Homebuyers rushed to take advantage of government incentives and low mortgage rates in April, giving the housing market its biggest boost in five months.
But now that a homebuyer tax credit has expired, any improvement will depend mainly on the lure of historically low mortgage rates.
Some economists say that won’t be enough.
“Although mortgage rates have fallen sharply, the combination of high unemployment, heavy indebtedness and tight credit suggest to us that demand will stumble,” said Paul Dales, an economist at Capital Economics.
Sales of previously owned homes rose 7.6 percent to a seasonally adjusted annual rate of 5.77 million, the National Association of Realtors said Monday.
The increase in sales sparked a rise in home prices. The median price for a new home rose to $173,100, up 4 percent from a year ago.
Mortgage fell last week to the lowest level for the year and close to 50-year lows as worries over the European debt crisis sent investors rushing into the safety of U.S. credit markets.
But Patrick Newport, an economist at IHS Global Insight, said the key to growth in the housing market won’t be low mortgage rates.

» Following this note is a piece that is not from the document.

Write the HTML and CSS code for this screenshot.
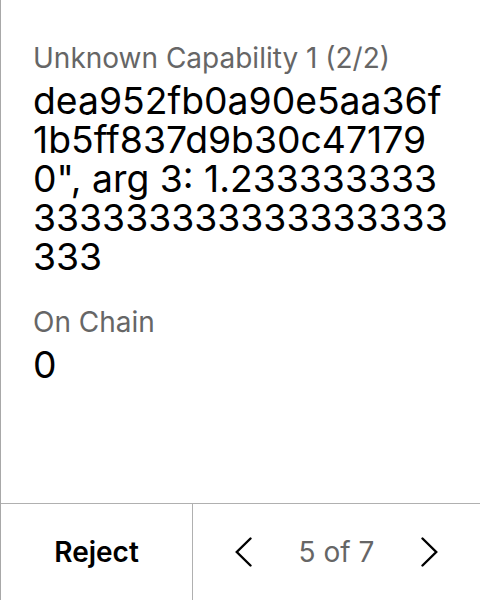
FILE: index.html
```html
<!DOCTYPE html>
<html>
<head>
<meta charset="utf-8">
<link rel="stylesheet" href="styles.css">
</head>
<body>
<div class="screen">
  <div class="content">
    <div class="field">
      <div class="label">Unknown Capability 1 (2/2)</div>
      <div class="value">dea952fb0a90e5aa36f1b5ff837d9b30c471790", arg 3: 1.233333333333333333333333333333</div>
    </div>
    <div class="field">
      <div class="label">On Chain</div>
      <div class="value">0</div>
    </div>
  </div>
  <div class="footer">
    <button class="reject">Reject</button>
    <div class="pager">
      <svg class="chev" width="17" height="30" viewBox="0 0 17 30"><path d="M15.5 1.5 L1.8 15 L15.5 28.5" fill="none" stroke="#000" stroke-width="2.4" stroke-linecap="round"/></svg>
      <span class="count">5 of 7</span>
      <svg class="chev" width="17" height="30" viewBox="0 0 17 30"><path d="M1.5 1.5 L15.2 15 L1.5 28.5" fill="none" stroke="#000" stroke-width="2.4" stroke-linecap="round"/></svg>
    </div>
  </div>
</div>
</body>
</html>
```
FILE: styles.css
```css
html, body {
  margin: 0;
  padding: 0;
  background: #fff;
}
body {
  font-family: Inter, "Noto Sans", sans-serif;
  color: #000;
}
.screen {
  width: 480px;
  height: 600px;
  box-sizing: border-box;
  border-left: 1px solid #a8a8a8;
  display: flex;
  flex-direction: column;
}
.content {
  flex: 1;
  padding: 41px 32px 0 32px;
  display: flex;
  flex-direction: column;
  gap: 29px;
}
.field {
  display: flex;
  flex-direction: column;
  gap: 6px;
}
.label {
  font-size: 28px;
  line-height: 34px;
  color: #666;
}
.value {
  font-size: 37.3px;
  line-height: 39px;
  word-break: break-all;
}
.footer {
  height: 96px;
  border-top: 1px solid #b0b0b0;
  display: flex;
}
.reject {
  width: 192px;
  border: none;
  border-right: 1px solid #b0b0b0;
  background: none;
  font-family: inherit;
  font-size: 28px;
  font-weight: 600;
  color: #000;
  padding: 0;
}
.pager {
  flex: 1;
  display: flex;
  align-items: center;
  justify-content: center;
  gap: 47px;
}
.count {
  font-size: 28px;
  color: #666;
}
```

“What really will drive sales forward and I mean after July, will be the job market,” Newport said. “Having a good mortgage rate helps affordability, but we’ve had low mortgage rates for a long time now and sales have stayed below 5 million, except when the tax credit was involved.”
The tax credit’s impact is expected to linger for a couple months. While homeowners had to have a signed sales contract by April 30, buyers have until the end of June to complete their sales. The federal government provided offered first-time buyers a tax credit of up to $8,000. Homeowners looking to upgrade were able to qualify for a credit of up to $6,500.

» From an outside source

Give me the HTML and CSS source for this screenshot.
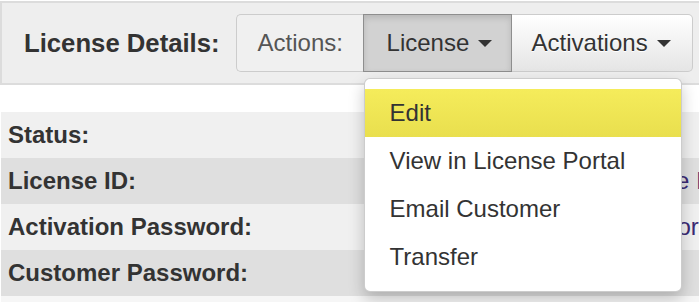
FILE: index.html
```html
<!DOCTYPE html>
<html lang="en">
<head>
  <meta charset="UTF-8">
  <title>License Details</title>
  <link rel="stylesheet" href="styles.css">
</head>
<body>
  <div class="toolbar">
    <h2>License Details:</h2>
    <div class="btn-group">
      <span class="btn btn-label">Actions:</span>
      <div class="dropdown">
        <button class="btn btn-active">License <span class="caret"></span></button>
        <ul class="menu">
          <li class="hover">Edit</li>
          <li>View in License Portal</li>
          <li>Email Customer</li>
          <li>Transfer</li>
        </ul>
      </div>
      <button class="btn btn-last">Activations <span class="caret"></span></button>
    </div>
  </div>

  <div class="details">
    <div class="row">
      <span class="label">Status:</span>
      <span class="value">Active</span>
    </div>
    <div class="row">
      <span class="label">License ID:</span>
      <a class="value" href="#">Show License ID</a>
    </div>
    <div class="row">
      <span class="label">Activation Password:</span>
      <a class="value" href="#">Show Password</a>
    </div>
    <div class="row">
      <span class="label">Customer Password:</span>
      <span class="value"></span>
    </div>
    <div class="row"></div>
  </div>
</body>
</html>
```

FILE: styles.css
```css
* {
  margin: 0;
  padding: 0;
  box-sizing: border-box;
  font-family: 'Liberation Sans', Arial, sans-serif;
}

body {
  background: #fff;
  color: #333;
  overflow: hidden;
}

.toolbar {
  margin: 1px -4px 0 0;
  height: 84px;
  border: 2px solid #dcdcdc;
  background-color: #eee;
  display: flex;
  align-items: center;
  padding: 0 0 0 22px;
}

.toolbar h2 {
  font-size: 25.7px;
  font-weight: bold;
  color: #333;
  margin-right: 16px;
}

.btn-group {
  display: flex;
  height: 58px;
}

.btn {
  font-size: 24px;
  height: 58px;
  display: flex;
  align-items: center;
  border: 1px solid #ccc;
  background: #f0f0f0;
  color: #333;
  cursor: pointer;
}

.btn-label {
  padding: 0 20px 0 21px;
  color: #555;
  border-radius: 5px 0 0 5px;
  border-right: none;
  width: 127px;
}

.dropdown {
  position: relative;
}

.btn-active {
  width: 149px;
  padding-left: 23px;
  background: #d2d2d2;
  border-color: #8e8e8e;
  box-shadow: inset 0 3px 6px rgba(0, 0, 0, 0.13);
}

.btn-last {
  width: 181px;
  padding-left: 20px;
  border-left: none;
  border-radius: 0 5px 5px 0;
  background: linear-gradient(to bottom, #fff, #e5e5e5);
  text-shadow: 0 1px 0 #fff;
}

.caret {
  display: inline-block;
  width: 0;
  height: 0;
  margin-left: 9px;
  border-top: 7px solid #333;
  border-left: 7px solid transparent;
  border-right: 7px solid transparent;
}

.menu {
  position: absolute;
  top: 64px;
  left: 1px;
  width: 318px;
  list-style: none;
  background: #fff;
  border: 1px solid rgba(0, 0, 0, 0.2);
  border-radius: 6px;
  box-shadow: 0 7px 16px rgba(0, 0, 0, 0.22);
  padding: 10px 0;
  z-index: 10;
}

.menu li {
  height: 48px;
  display: flex;
  align-items: center;
  padding-left: 25px;
  font-size: 24px;
  color: #333;
  white-space: nowrap;
}

.menu li.hover {
  background: linear-gradient(to bottom, #f5ec5b, #e9df4e);
}

.details {
  margin: 27px 0 0 1px;
}

.row {
  height: 46px;
  display: grid;
  grid-template-columns: 532px 1fr;
  align-items: center;
  padding-left: 7px;
  background-color: #f0f0f0;
  white-space: nowrap;
  overflow: hidden;
}

.row:nth-child(even) {
  background-color: #dfdfdf;
}

.row:last-child {
  background-color: #f6f6f6;
}

.label {
  font-size: 24px;
  font-weight: bold;
  color: #333;
}

.value {
  font-size: 24px;
  color: #3b2a74;
  text-decoration: none;
}
```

Sales were up in all parts of the country except the West. The gains were led by a 21.1 percent jump in the Northeast and a 9.9 percent rise in the Midwest. Sales also rose 8.6 percent in the South.
The only region of the country that saw sales decline was the West, where sales dropped by 6.2 percent from March.
The big question facing the housing market is what happens now that the government’s tax credits have expired.
Even with the rise in sales, the inventory of unsold homes increased in April to 4.04 million units. That would represent 8.4 months of supply of homes at the April sales pace. While that is down from inventory levels of 11 months at the depths of the housing crash, it is still above more normal inventory levels of around six months supply.